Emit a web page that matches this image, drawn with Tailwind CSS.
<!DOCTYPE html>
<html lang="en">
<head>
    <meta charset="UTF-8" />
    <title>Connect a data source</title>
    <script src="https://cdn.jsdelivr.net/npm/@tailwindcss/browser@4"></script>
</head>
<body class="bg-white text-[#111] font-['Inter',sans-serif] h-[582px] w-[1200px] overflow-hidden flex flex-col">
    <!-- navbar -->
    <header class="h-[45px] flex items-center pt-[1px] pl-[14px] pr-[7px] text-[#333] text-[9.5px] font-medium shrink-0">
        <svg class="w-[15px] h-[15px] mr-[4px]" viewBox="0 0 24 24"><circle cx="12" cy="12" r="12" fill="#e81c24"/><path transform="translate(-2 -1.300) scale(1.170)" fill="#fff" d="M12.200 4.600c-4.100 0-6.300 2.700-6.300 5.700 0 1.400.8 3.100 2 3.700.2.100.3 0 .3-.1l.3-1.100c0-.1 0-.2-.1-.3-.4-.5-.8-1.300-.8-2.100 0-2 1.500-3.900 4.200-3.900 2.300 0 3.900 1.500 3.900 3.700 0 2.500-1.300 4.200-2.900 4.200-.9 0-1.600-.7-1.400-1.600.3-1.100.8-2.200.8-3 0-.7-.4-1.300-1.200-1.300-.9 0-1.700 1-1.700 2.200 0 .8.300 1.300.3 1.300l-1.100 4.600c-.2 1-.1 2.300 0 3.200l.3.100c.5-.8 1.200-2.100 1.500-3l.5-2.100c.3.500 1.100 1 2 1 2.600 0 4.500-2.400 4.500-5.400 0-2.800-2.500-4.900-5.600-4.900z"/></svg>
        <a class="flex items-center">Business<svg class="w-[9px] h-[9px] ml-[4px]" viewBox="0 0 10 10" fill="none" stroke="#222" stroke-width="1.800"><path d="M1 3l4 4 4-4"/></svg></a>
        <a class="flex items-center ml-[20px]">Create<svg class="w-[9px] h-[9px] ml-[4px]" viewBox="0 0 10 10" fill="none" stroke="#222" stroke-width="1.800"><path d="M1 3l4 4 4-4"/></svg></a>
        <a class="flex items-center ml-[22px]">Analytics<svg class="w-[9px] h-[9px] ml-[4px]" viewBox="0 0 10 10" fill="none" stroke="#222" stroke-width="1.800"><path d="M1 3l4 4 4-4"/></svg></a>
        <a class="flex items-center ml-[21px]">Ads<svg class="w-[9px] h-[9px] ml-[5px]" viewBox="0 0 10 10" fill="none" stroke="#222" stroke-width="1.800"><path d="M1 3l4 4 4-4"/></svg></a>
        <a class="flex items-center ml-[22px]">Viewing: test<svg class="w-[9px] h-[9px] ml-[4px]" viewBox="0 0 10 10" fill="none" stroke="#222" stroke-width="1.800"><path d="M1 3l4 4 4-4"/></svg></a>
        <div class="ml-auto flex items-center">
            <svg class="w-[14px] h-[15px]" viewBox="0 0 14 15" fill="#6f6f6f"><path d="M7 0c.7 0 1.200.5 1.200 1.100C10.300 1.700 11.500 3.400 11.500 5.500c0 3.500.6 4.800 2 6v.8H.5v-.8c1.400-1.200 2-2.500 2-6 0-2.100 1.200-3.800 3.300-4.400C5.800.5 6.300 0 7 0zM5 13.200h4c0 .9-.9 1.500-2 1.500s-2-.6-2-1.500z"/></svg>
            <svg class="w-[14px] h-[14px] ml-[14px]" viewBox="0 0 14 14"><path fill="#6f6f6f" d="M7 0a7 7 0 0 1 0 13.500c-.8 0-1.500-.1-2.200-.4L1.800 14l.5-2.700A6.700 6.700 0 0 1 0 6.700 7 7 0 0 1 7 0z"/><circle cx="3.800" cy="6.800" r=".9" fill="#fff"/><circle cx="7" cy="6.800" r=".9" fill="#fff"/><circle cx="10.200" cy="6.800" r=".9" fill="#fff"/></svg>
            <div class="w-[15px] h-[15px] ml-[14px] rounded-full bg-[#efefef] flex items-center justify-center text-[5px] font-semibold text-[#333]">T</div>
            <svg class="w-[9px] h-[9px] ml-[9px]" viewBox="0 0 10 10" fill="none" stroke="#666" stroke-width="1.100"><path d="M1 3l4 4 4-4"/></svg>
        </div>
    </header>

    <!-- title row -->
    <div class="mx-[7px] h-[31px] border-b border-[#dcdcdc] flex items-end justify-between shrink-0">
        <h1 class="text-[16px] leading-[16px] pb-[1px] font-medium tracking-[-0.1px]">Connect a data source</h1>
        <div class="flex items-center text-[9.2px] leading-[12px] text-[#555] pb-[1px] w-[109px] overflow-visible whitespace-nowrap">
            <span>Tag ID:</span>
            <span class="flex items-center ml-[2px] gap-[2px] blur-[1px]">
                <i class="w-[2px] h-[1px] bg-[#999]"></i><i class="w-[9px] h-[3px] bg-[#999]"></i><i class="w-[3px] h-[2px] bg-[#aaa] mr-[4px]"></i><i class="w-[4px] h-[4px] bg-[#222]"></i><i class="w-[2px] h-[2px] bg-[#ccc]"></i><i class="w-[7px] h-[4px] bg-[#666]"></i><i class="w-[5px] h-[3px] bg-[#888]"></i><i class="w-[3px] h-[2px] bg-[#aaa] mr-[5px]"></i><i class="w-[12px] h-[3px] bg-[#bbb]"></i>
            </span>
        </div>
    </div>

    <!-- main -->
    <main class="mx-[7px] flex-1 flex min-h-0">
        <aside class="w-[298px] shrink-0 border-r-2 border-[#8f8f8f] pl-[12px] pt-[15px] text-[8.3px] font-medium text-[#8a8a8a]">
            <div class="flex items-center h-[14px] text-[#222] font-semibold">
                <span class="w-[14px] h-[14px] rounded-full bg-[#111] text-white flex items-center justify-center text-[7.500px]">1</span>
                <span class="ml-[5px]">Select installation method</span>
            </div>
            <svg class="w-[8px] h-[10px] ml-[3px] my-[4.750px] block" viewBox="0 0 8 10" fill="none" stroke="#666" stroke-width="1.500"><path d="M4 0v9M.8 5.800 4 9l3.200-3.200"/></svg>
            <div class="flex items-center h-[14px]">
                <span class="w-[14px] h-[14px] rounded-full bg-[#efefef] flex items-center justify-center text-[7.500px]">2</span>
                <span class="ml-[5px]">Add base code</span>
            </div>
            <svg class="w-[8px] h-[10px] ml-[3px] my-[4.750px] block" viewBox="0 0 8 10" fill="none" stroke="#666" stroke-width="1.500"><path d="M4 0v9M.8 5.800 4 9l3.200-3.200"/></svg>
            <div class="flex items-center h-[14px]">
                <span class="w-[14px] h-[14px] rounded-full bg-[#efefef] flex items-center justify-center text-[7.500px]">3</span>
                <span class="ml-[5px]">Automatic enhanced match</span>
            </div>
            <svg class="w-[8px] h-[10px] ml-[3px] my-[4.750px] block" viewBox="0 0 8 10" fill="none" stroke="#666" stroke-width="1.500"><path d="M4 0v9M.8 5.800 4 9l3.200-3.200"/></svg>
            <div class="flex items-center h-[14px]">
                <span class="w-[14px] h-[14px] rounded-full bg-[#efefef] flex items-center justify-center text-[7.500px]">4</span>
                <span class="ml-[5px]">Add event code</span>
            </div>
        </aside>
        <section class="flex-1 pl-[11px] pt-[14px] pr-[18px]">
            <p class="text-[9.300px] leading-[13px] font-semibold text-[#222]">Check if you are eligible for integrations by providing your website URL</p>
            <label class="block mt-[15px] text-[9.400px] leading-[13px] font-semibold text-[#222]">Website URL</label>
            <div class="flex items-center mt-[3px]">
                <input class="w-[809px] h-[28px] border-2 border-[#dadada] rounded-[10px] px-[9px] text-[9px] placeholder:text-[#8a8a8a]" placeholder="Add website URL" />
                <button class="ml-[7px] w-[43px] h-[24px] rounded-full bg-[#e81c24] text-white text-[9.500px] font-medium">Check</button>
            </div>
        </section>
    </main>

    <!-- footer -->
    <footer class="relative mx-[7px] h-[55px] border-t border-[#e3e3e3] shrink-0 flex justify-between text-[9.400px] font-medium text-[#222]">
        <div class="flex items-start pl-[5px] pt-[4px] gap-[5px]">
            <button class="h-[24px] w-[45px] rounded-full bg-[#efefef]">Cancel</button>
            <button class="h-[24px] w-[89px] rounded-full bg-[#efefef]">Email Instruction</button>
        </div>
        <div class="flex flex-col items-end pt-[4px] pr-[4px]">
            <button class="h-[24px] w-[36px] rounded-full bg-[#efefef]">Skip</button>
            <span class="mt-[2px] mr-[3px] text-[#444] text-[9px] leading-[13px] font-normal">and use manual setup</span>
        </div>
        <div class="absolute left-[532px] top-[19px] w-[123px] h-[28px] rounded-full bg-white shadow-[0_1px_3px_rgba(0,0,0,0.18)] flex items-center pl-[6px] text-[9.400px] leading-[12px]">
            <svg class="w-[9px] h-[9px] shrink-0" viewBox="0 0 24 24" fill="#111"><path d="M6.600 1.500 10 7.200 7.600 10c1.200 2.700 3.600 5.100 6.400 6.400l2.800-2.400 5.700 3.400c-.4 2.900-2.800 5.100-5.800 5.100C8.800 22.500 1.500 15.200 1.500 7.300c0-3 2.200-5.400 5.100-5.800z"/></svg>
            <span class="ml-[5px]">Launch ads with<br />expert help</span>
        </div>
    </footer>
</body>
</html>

==========

Work to complete » Pick out lines containing the word "with", each one as written.

Written response »
Emit a web page that matches this image, drawn with Tailwind CSS.
            <span class="ml-[5px]">Launch ads with<br />expert help</span>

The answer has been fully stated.